### Data records
----

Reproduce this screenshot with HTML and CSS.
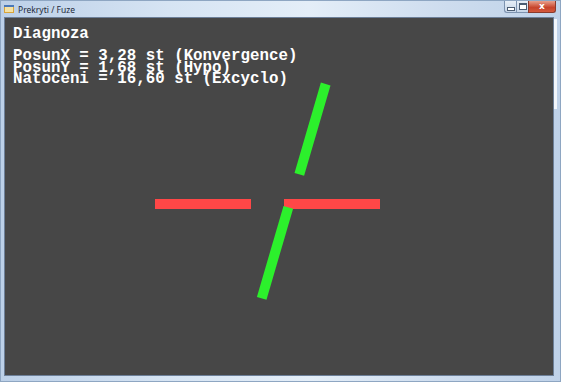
FILE: index.html
```html
<!DOCTYPE html>
<html lang="cs">
<head>
  <meta charset="UTF-8" />
  <title>Prekryti / Fuze</title>
  <link rel="stylesheet" href="styles.css">
</head>
<body>
  <div class="window">
    <div class="titlebar">
      <svg class="appicon" width="10" height="10" viewBox="0 0 10 10">
        <rect x="0" y="1" width="10" height="8" fill="#d9a53a" />
        <rect x="1" y="3" width="8" height="5" fill="#f4e2a6" />
        <rect x="0" y="1" width="10" height="2" fill="#4a78b8" />
      </svg>
      <span class="title">Prekryti / Fuze</span>
      <div class="buttons">
        <div class="btn btn-min"><span class="glyph-min"></span></div>
        <div class="btn btn-max"><span class="glyph-max"></span></div>
        <div class="btn btn-close">x</div>
      </div>
    </div>
    <div class="frame">
      <div class="client">
        <div class="info">
          <div class="heading">Diagnoza</div>
          <div class="line">PosunX = 3,28 st (Konvergence)</div>
          <div class="line">PosunY = 1,68 st (Hypo)</div>
          <div class="line">Natoceni = 16,60 st (Excyclo)</div>
        </div>
        <svg class="scene" width="550" height="359" viewBox="0 0 550 359">
          <line x1="151" y1="187" x2="247" y2="187" class="red" />
          <line x1="280" y1="187" x2="376" y2="187" class="red" />
          <line x1="321.7" y1="67" x2="295.3" y2="157.3" class="green" />
          <line x1="284.3" y1="190.3" x2="257.7" y2="281.3" class="green" />
        </svg>
      </div>
      <div class="edge"></div>
    </div>
  </div>
</body>
</html>
```

FILE: styles.css
```css
body {
  margin: 0;
  padding: 0;
  background: #c9d9ec;
}
.window {
  width: 561px;
  height: 382px;
  display: flex;
  flex-direction: column;
  background: linear-gradient(90deg, #bcd0e8 0%, #d6e4f3 30%, #e4eef8 55%, #cddcee 80%, #bfd2e9 100%);
  box-sizing: border-box;
  border: 1px solid #8ea6c2;
}
.titlebar {
  height: 16px;
  display: flex;
  align-items: center;
  padding-left: 3px;
  position: relative;
}
.appicon {
  margin-right: 4px;
}
.title {
  font-family: "Noto Sans", sans-serif;
  font-size: 8.5px;
  color: #1e2a3a;
}
.buttons {
  position: absolute;
  right: 4px;
  top: 0;
  display: flex;
}
.btn {
  height: 12px;
  border: 1px solid #7d93b0;
  border-top: none;
  box-sizing: border-box;
  display: flex;
  align-items: center;
  justify-content: center;
  background: linear-gradient(#e6eef7, #c6d5e7);
}
.btn-min, .btn-max {
  width: 12px;
  border-right: none;
}
.btn-min {
  border-radius: 0 0 0 3px;
}
.glyph-min {
  width: 6px;
  height: 2px;
  margin-top: 4px;
  border: 1px solid #4b5c72;
  background: #fff;
}
.glyph-max {
  width: 6px;
  height: 4px;
  border: 1px solid #4b5c72;
  border-top-width: 2px;
  background: #fff;
}
.btn-close {
  width: 28px;
  border-radius: 0 0 3px 0;
  background: linear-gradient(#e8a08c, #c7432b 60%, #d45a3e);
  border-color: #8a3a2c;
  color: #fff;
  font-family: "DejaVu Sans", sans-serif;
  font-weight: bold;
  font-size: 9px;
  line-height: 1;
}
.frame {
  flex: 1;
  display: flex;
  padding: 0 0 5px 3px;
}
.client {
  width: 550px;
  height: 359px;
  background: #474747;
  position: relative;
  border: 1px solid #6d8099;
  box-sizing: border-box;
}
.edge {
  width: 3px;
  margin: 2px 0 0 0;
  height: 90px;
  background: #f2f6fb;
}
.info {
  padding: 8px 0 0 8px;
  font-family: "Liberation Mono", "Courier New", monospace;
  font-weight: bold;
  font-size: 15.8px;
  color: #ffffff;
  position: relative;
  z-index: 1;
}
.heading {
  line-height: 16px;
  margin-bottom: 9px;
}
.line {
  line-height: 11.5px;
  white-space: pre;
}
.scene {
  position: absolute;
  left: -1px;
  top: -1px;
}
.red {
  stroke: #ff4747;
  stroke-width: 10;
}
.green {
  stroke: #2cf02c;
  stroke-width: 10;
}
```
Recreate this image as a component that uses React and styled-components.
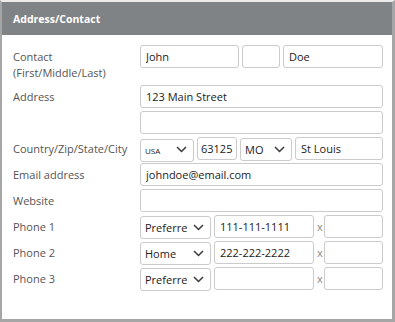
import { Fragment } from "react";
import styled, { createGlobalStyle } from "styled-components";

const GlobalStyle = createGlobalStyle`
  body {
    margin: 0;
    background: #fff;
    font-family: "Open Sans", "Noto Sans", sans-serif;
  }
`;

const Panel = styled.section`
  width: 395px;
  height: 322px;
  box-sizing: border-box;
  border-style: solid;
  border-color: #a6a6a6;
  border-top-color: #ececec;
  border-width: 2px 3px 3px 2px;
  background: #fff;
`;

const Header = styled.h2`
  margin: 0;
  height: 33px;
  display: flex;
  align-items: center;
  padding: 0 11px;
  background: #808386;
  color: #fff;
  font-size: 10.5px;
  font-weight: 700;
`;

const Form = styled.form`
  display: grid;
  grid-template-columns: 127px 243px;
  row-gap: 3px;
  padding: 10px 9px 0 11px;
`;

const Label = styled.label`
  padding: 4px 0 1px;
  font-size: 11px;
  line-height: 16px;
  color: #555;
`;

const Fields = styled.div`
  display: grid;
  grid-template-columns: ${(p) => p.$cols || "1fr"};
  column-gap: 3px;
  align-items: center;
  align-self: start;
`;

const Input = styled.input`
  box-sizing: border-box;
  width: 100%;
  height: 23px;
  margin: 0;
  padding: 0 ${(p) => p.$pad || "5px"};
  border: 1px solid #cbcbcb;
  border-radius: 3px;
  background: #fff;
  font-family: inherit;
  font-size: 11px;
  color: #222;
  outline: none;
`;

const SelectBox = styled.div`
  position: relative;
  height: 23px;
`;

const Select = styled.select`
  box-sizing: border-box;
  width: 100%;
  height: 23px;
  margin: 0;
  padding: 0 ${(p) => p.$padRight || "20px"} 0 4px;
  border: 1px solid #cbcbcb;
  border-radius: 3px;
  background: #fff;
  appearance: none;
  font-family: inherit;
  font-size: ${(p) => (p.$small ? "8px" : "11px")};
  color: #222;
  outline: none;
`;

const Chevron = styled.svg`
  position: absolute;
  right: 7px;
  top: 9px;
  width: 11px;
  height: 7px;
  pointer-events: none;
`;

const Ext = styled.span`
  text-align: center;
  font-size: 11px;
  color: #888;
`;

function Dropdown({ value, options, small, padRight }) {
  return (
    <SelectBox>
      <Select defaultValue={value} $small={small} $padRight={padRight}>
        {options.map((o) => (
          <option key={o}>{o}</option>
        ))}
      </Select>
      <Chevron viewBox="0 0 11 7">
        <polyline
          points="1,1 5.5,5.5 10,1"
          fill="none"
          stroke="#3a3a3a"
          strokeWidth="1.5"
        />
      </Chevron>
    </SelectBox>
  );
}

const PHONE_TYPES = ["Preferred", "Home", "Work", "Mobile"];

const phones = [
  { label: "Phone 1", type: "Preferred", number: "111-111-1111" },
  { label: "Phone 2", type: "Home", number: "222-222-2222" },
  { label: "Phone 3", type: "Preferred", number: "" },
];

export default function App() {
  return (
    <>
      <GlobalStyle />
      <Panel>
        <Header>Address/Contact</Header>
        <Form>
          <Label>
            Contact
            <br />
            (First/Middle/Last)
          </Label>
          <Fields $cols="99px 38px 1fr">
            <Input defaultValue="John" />
            <Input defaultValue="" />
            <Input defaultValue="Doe" />
          </Fields>

          <Label>Address</Label>
          <Fields>
            <Input defaultValue="123 Main Street" />
          </Fields>
          <span />
          <Fields>
            <Input defaultValue="" />
          </Fields>

          <Label>Country/Zip/State/City</Label>
          <Fields $cols="54px 40px 52px 1fr">
            <Dropdown value="USA" options={["USA", "CAN"]} small />
            <Input defaultValue="63125" $pad="3px" />
            <Dropdown value="MO" options={["MO", "IL", "KS"]} />
            <Input defaultValue="St Louis" />
          </Fields>

          <Label>Email address</Label>
          <Fields>
            <Input defaultValue="johndoe@email.com" />
          </Fields>

          <Label>Website</Label>
          <Fields>
            <Input defaultValue="" />
          </Fields>

          {phones.map((p) => (
            <Fragment key={p.label}>
              <Label>{p.label}</Label>
              <Fields $cols="71px 100px 4px 1fr">
                <Dropdown value={p.type} options={PHONE_TYPES} padRight="23px" />
                <Input defaultValue={p.number} />
                <Ext>x</Ext>
                <Input defaultValue="" />
              </Fields>
            </Fragment>
          ))}
        </Form>
      </Panel>
    </>
  );
}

----

### Aim
Your answer should be a single number: how many lines of the material contain the word "this".

### Written answer
2